- **PROMPT**
Copy all lines holding the word "styles" from the entries.

"""

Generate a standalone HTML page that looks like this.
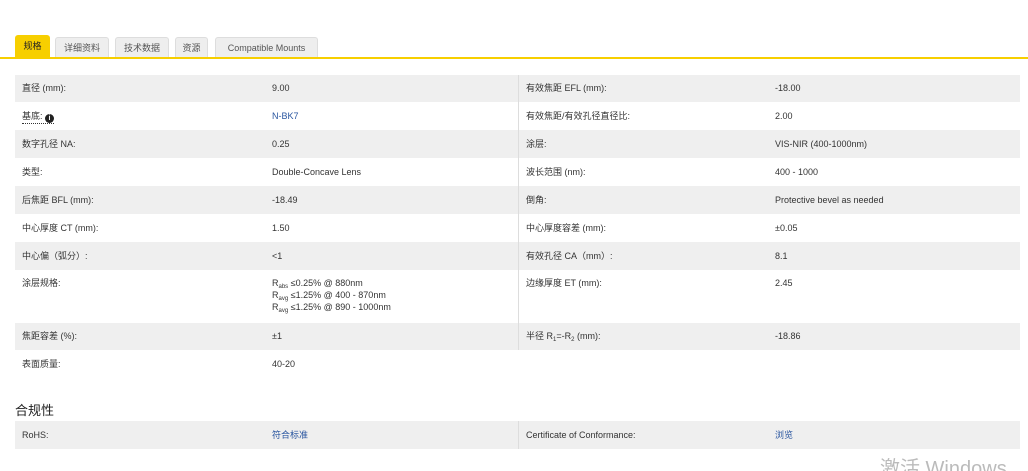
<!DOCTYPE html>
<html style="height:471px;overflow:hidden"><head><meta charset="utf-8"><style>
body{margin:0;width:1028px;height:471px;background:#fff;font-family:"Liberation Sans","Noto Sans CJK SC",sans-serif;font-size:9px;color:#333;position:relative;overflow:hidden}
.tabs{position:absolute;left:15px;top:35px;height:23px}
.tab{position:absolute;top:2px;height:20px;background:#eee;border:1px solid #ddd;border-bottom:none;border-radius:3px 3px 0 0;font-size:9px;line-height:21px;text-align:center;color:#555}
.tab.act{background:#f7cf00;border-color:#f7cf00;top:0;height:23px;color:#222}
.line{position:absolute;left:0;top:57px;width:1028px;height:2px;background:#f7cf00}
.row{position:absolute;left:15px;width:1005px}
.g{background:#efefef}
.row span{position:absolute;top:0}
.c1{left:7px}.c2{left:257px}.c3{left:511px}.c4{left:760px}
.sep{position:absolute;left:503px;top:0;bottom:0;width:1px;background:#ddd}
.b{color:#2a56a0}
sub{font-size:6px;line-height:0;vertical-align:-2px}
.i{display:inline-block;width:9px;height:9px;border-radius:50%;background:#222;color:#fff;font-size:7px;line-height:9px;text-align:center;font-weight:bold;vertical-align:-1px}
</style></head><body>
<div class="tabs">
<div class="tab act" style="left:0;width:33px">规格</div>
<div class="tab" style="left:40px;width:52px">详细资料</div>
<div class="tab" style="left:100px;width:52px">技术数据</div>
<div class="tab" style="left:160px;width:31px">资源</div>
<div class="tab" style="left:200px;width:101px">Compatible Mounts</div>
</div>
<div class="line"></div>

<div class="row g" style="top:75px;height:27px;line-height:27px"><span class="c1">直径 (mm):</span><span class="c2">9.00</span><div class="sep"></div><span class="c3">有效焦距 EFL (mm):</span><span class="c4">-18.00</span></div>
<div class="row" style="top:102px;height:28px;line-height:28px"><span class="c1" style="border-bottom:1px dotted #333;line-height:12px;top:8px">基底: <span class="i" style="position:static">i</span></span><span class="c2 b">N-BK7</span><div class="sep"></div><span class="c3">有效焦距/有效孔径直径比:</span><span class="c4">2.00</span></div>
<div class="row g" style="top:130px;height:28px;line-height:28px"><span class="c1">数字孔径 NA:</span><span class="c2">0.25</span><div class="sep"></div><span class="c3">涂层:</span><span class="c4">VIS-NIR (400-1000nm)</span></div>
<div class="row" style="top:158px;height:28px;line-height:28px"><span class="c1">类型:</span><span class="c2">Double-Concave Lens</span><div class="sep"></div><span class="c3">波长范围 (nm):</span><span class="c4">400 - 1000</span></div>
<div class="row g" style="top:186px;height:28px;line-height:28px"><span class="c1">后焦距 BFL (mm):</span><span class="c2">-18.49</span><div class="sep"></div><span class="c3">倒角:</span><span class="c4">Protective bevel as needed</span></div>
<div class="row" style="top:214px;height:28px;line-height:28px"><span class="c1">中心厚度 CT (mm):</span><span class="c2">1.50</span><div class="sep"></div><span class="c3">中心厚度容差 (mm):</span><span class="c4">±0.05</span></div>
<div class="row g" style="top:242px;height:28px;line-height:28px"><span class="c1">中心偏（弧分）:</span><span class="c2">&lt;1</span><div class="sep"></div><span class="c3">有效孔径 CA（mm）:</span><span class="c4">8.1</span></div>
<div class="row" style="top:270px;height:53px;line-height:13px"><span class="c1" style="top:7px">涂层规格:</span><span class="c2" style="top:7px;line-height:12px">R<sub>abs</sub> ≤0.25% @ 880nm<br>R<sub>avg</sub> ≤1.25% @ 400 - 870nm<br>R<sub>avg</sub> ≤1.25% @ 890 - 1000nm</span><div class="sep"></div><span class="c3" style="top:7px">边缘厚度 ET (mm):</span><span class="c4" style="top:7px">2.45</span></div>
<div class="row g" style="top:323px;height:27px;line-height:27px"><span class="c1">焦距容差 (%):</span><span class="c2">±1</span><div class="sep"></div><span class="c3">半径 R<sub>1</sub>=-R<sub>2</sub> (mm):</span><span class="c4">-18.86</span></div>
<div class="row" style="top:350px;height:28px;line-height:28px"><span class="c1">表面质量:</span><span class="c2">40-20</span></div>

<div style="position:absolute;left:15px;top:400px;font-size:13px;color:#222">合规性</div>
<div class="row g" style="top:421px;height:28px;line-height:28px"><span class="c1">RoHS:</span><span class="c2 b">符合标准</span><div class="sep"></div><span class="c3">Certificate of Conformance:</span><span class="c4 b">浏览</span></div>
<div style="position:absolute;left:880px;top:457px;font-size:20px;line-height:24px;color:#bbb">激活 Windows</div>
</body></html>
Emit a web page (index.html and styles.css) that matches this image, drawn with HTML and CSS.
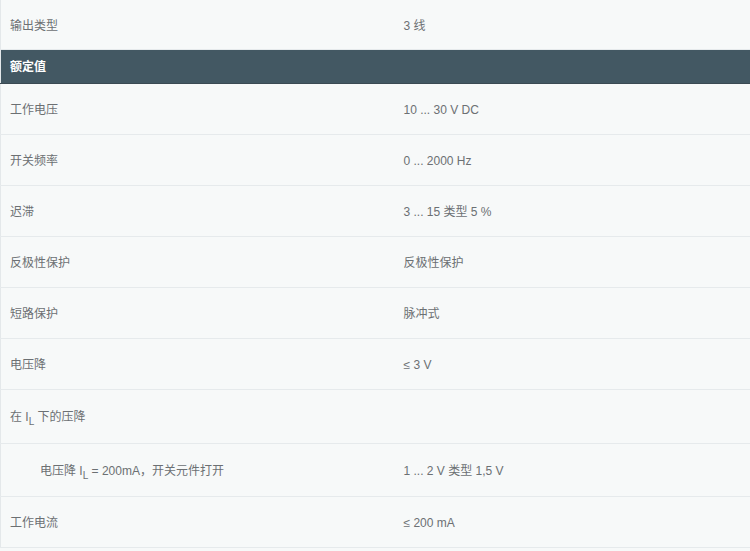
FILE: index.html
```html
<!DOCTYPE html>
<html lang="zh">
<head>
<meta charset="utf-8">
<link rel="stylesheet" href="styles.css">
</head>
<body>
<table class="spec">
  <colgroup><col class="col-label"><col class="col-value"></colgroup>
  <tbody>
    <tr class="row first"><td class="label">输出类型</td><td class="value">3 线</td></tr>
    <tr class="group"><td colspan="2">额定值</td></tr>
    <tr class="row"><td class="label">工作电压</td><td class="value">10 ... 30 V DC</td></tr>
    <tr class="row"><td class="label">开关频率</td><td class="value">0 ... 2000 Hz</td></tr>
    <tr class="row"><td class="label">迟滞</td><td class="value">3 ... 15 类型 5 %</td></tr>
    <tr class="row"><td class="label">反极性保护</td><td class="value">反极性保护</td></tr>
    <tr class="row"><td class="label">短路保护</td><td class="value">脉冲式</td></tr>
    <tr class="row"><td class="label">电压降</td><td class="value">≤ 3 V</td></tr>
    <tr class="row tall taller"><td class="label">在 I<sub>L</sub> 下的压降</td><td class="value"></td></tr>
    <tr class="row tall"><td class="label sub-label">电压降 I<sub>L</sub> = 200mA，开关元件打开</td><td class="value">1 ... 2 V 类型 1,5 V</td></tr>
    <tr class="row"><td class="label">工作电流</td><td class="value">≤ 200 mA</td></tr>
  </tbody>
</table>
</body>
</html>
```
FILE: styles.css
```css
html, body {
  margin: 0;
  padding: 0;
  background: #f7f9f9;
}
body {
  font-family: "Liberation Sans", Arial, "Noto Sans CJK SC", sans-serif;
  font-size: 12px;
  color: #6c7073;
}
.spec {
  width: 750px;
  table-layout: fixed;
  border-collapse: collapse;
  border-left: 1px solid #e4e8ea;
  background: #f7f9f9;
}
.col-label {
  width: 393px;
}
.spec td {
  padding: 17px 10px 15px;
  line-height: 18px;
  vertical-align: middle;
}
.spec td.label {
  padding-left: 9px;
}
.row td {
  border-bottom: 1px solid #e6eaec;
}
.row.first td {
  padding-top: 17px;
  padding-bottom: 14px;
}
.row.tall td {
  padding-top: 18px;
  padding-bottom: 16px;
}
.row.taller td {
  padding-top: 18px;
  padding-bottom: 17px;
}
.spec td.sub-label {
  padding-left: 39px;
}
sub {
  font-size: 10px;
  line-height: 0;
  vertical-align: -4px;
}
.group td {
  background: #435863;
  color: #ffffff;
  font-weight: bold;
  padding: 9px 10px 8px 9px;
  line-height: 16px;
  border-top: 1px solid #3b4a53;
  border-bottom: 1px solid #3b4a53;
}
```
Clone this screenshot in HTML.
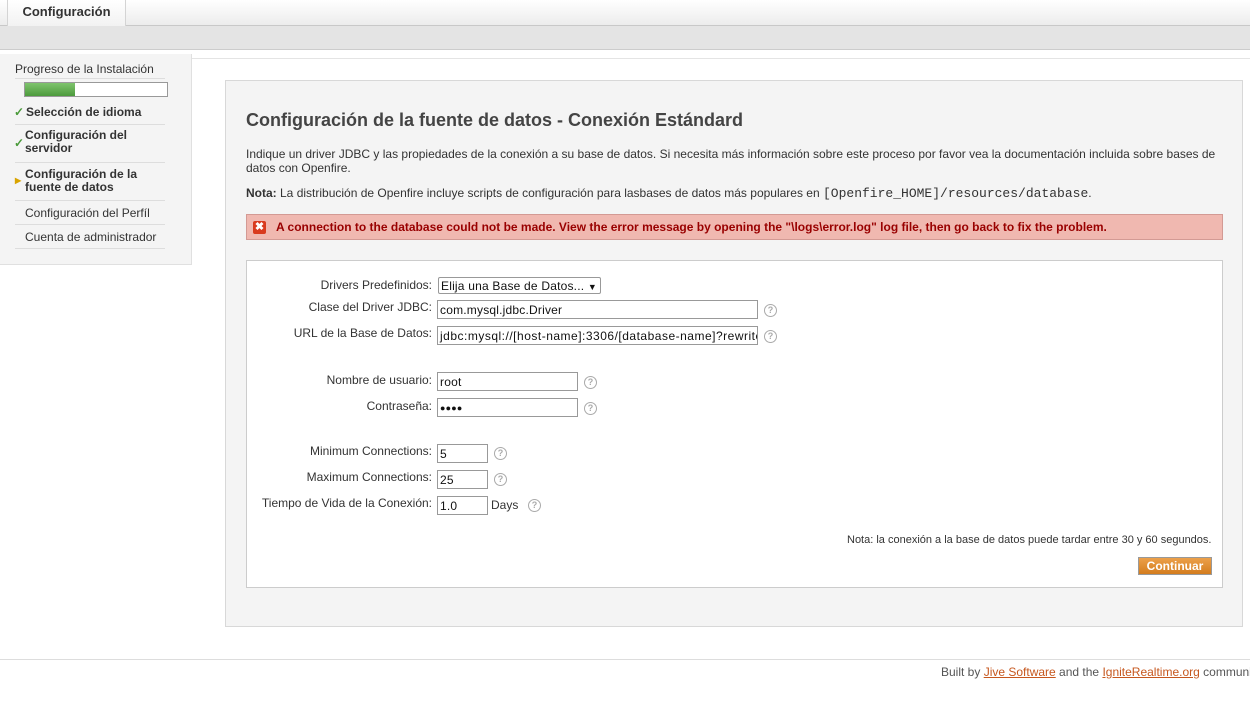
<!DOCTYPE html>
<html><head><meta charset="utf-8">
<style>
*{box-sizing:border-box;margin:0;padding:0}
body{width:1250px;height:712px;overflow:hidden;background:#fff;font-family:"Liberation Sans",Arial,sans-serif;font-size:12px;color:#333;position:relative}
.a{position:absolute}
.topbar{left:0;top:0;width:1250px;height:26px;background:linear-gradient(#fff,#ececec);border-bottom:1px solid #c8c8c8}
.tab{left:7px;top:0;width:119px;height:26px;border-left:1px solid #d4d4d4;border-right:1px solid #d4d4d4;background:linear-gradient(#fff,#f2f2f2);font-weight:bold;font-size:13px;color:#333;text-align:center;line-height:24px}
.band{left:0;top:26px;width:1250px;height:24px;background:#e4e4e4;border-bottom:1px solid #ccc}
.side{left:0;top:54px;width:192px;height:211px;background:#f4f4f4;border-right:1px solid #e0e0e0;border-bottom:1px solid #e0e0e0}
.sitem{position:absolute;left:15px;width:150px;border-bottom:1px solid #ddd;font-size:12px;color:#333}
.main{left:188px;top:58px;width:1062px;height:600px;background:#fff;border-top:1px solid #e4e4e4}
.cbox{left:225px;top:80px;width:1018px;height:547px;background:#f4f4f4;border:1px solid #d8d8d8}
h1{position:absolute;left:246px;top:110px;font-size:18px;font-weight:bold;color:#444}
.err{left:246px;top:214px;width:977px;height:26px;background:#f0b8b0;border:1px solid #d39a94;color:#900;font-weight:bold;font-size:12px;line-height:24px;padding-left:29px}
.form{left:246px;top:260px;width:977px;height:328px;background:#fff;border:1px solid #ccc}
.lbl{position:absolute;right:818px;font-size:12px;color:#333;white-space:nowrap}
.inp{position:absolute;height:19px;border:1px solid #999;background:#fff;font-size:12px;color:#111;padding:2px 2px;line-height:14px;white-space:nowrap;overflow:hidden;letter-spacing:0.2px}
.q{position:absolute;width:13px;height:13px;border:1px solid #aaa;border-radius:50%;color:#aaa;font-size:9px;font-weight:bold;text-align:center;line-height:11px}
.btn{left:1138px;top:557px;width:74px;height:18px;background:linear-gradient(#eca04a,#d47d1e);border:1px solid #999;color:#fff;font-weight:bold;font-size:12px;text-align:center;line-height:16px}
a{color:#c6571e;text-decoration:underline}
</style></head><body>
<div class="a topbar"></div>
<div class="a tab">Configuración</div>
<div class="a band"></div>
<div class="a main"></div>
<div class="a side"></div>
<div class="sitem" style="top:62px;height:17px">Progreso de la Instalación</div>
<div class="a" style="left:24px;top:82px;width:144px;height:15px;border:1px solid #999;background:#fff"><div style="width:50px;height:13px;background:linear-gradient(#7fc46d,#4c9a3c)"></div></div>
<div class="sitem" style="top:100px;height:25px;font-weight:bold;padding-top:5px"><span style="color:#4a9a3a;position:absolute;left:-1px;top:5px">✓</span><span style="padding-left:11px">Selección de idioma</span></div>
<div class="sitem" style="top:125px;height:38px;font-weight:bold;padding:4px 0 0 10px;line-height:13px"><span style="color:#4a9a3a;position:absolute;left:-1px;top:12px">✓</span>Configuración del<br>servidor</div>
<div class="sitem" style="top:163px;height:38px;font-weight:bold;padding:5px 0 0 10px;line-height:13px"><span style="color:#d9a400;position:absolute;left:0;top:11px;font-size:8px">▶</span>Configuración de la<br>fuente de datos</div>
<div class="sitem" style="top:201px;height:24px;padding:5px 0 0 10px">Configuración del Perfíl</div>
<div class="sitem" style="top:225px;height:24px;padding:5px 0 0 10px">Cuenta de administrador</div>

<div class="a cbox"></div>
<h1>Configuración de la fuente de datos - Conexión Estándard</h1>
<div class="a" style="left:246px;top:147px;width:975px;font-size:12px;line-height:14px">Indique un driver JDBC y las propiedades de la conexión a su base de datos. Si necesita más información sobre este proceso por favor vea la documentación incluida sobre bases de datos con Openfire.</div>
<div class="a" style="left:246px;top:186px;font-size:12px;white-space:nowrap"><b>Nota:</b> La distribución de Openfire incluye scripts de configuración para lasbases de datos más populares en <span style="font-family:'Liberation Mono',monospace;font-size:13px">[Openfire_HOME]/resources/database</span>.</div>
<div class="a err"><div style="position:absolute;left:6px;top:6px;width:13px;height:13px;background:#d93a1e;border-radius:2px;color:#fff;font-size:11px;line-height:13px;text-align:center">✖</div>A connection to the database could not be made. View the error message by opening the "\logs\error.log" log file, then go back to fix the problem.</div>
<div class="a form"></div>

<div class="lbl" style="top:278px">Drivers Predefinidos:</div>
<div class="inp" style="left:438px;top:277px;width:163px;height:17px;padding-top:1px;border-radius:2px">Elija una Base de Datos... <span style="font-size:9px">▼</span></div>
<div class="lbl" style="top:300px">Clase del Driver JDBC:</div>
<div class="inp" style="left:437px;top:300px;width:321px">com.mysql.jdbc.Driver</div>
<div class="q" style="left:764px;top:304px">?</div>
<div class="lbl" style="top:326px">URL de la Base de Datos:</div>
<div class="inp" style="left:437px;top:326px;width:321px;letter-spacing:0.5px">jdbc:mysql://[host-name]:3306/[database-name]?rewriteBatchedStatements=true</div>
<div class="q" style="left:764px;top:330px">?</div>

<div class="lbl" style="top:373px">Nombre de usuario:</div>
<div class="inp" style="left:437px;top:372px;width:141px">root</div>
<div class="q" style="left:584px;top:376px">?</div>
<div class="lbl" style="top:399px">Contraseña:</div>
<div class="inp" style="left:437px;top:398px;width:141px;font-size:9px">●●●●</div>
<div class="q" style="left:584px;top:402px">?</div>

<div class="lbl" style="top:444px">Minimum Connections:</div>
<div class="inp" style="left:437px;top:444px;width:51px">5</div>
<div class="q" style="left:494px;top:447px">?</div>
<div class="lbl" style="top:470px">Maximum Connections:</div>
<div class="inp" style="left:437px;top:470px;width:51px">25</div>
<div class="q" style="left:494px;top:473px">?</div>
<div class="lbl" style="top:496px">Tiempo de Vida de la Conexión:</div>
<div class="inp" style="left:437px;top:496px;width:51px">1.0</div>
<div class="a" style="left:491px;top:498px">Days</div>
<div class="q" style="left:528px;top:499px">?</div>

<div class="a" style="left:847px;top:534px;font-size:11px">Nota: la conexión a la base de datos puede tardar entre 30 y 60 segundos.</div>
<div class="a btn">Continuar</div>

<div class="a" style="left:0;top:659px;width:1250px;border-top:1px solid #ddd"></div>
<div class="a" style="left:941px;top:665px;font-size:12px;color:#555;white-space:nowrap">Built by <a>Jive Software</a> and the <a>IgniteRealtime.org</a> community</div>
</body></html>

"""

- **SOLUTION FOR THIS PROBLEM**
Emit a web page (index.html and styles.css) that matches this image, drawn with HTML and CSS.
<link rel="stylesheet" href="styles.css">
FILE: styles.css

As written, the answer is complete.